Истребление каланов — одна из многих позорных страниц в истории отношений людей и животных. Убийство этого зверя было делом нехитрым. Калан, несмотря ни на что, оставался доверчивым и не боялся человека. А будучи сильно привязанным к определенным местам, долго не покидал их, покорно ожидая своей очереди. И очередь рано или поздно доходила.
Убивали каланов палками, чтобы не портить шкурку. Когда же они наконец поняли, что человек не такое уж приятное и безобидное существо (к этому времени каланов осталось очень мало), промышленники стали использовать родительскую привязанность этого животного. Каланы размножаются медленно. И своего единственного детеныша мамаша очень бережет. Она постоянно держит его у себя на груди (каланы обычно плавают на спине), постоянно ласкает его, облизывает, ныряет вместе с ним и прячет, если возможно, в безопасное место.
Люди быстро поняли, что мамаша готова пожертвовать собой ради спасения детеныша. И, поймав беззащитного каланенка, заставляли его громко пищать. На голос малыша приплывала самка и, не обращая внимания на опасность, стремилась к детенышу…
К концу XIX века количество каланов резко сократилось. Но их продолжали истреблять: только американцы в районе Аляски с 1881 по 1890 год добыли 48 тысяч шкурок. Однако уже в 1900 году было добыто всего 127 шкур. Цены «взлетели до небес», как писал один американский ученый. Но ни за какие деньги уже невозможно было купить шкурку калана. В 1910 году добыли всего одного калана. Его шкуру продали за 1700 долларов. Через несколько лет еще одна шкурка была продана за 2500.
В 1911 году США вынуждены были принять закон, запрещающий охоту на каланов (в СССР такой закон был принят в 1924 году). К тому времени на всех островах, где некогда в изобилии водились эти животные, сохранилось в общей сложности чуть больше полутора тысяч.

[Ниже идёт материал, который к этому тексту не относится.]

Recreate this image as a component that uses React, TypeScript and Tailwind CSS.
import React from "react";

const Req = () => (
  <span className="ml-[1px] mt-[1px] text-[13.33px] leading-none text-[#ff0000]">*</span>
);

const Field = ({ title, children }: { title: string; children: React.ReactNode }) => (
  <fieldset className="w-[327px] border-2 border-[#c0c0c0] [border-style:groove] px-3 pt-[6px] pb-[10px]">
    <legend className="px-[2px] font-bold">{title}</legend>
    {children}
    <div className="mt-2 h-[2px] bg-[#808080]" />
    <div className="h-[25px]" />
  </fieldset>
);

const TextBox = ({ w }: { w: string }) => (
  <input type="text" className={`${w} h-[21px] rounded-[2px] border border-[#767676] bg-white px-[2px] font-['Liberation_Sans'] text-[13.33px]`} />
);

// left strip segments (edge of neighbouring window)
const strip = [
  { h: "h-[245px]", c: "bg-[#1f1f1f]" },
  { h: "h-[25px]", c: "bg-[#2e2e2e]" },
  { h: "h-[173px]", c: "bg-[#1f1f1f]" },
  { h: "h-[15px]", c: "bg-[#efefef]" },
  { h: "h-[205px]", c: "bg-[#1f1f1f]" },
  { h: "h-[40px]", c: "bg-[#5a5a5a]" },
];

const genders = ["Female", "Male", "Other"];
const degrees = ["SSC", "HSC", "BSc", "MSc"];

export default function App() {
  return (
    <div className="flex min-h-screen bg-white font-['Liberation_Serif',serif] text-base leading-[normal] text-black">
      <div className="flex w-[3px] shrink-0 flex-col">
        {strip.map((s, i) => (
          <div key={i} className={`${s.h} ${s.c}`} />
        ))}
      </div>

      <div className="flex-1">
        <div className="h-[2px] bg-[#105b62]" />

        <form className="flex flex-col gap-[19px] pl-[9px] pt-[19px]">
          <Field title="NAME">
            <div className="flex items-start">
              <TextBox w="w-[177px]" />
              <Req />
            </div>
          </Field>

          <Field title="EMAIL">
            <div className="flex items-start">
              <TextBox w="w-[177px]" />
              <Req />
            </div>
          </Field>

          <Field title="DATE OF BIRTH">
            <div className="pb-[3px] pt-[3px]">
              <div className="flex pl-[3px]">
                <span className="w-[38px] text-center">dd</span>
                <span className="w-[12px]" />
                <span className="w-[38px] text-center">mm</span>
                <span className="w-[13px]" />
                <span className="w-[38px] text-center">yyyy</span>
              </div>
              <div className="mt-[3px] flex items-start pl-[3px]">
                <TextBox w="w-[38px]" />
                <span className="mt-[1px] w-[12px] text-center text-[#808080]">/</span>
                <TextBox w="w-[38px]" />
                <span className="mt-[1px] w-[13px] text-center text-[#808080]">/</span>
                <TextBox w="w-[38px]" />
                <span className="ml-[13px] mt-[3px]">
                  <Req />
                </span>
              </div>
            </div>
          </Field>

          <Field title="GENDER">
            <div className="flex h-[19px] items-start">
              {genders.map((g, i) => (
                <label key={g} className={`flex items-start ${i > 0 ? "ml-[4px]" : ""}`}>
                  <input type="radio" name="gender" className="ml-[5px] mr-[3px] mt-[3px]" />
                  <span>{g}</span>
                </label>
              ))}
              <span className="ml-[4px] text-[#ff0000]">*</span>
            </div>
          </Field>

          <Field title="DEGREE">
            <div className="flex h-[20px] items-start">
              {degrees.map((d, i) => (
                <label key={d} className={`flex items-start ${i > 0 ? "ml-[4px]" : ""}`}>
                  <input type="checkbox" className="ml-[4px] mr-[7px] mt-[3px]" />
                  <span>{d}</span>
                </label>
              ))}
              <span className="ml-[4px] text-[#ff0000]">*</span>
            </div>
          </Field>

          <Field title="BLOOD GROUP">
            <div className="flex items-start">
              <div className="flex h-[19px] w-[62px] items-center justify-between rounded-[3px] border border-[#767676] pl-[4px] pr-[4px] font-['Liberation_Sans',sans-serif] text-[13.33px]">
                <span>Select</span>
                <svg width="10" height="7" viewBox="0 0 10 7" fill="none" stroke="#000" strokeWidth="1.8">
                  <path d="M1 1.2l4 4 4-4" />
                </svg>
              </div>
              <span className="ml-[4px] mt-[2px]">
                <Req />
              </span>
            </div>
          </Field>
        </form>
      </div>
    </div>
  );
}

В трагедии каланов в первую очередь повинна их шуба — бурая или темно-коричневая, блестящая, прочная и очень легкая. В отличие от других морских млекопитающих, которые в воде защищены от низких температур слоем жира, калан такого жира не имеет. Его защищает шкура с очень густым подшерстком, не пропускающим воду. (У калана на одном квадратном сантиметре 38–40 тысяч волосков, в то время как у белки или у лисы волосков 8-10 тысяч.) Такая шкура, правда, требует заботы, и калан много времени тратит на ухаживание за своим мехом: выбираясь на берег, он чистит, расчесывает волоски на своей роскошной шубе. Делает это калан передними лапами, на которых имеются очень подвижные «ладошки». (По свидетельству исследователя каланов С. В. Маракова, каланы могут держать передней лапой спичку и даже иголку.) Кстати, передними лапами каланы поднимают со дна камни, кладут их себе на грудь и, лежа на воде спиной вниз, разбивают об эти камни ракушки моллюсков и панцири крабов. Калан может взять камень под мышку и плавать с ним, если даже камень ему в данную минуту не нужен. Иногда одним камнем калан пользуется целый день.
Но при всей ловкости и даже силе лапы эти — как, впрочем, и зубы каланов — не предназначены для драк. И каланы не только не дерутся, они даже почти никогда не ссорятся. Каланы очень миролюбивы и добродушны. Может быть, это, а может, понятливость и какой-то особый «интеллект» (например, каланы, как выяснилось, догадываются сбивать замки с клеток) делали их излюбленными положительными героями алеутского фольклора.
Сейчас места, где живут каланы, объявлены заповедными, охота на них запрещена, люди проявляют максимум заботы об этих животных, и число их заметно увеличилось. Каланы останутся на земле. И люди смогут увидеть каланов либо на берегах Курильских островов, либо на кино- и телеэкранах и, может быть, кто-то вспомнит слова Георга Стеллера: «Не могу передать красоту этого животного в живом состоянии: когда оно бежит по земле, то кажется чернее атласа, и его яркая чернота сверкает».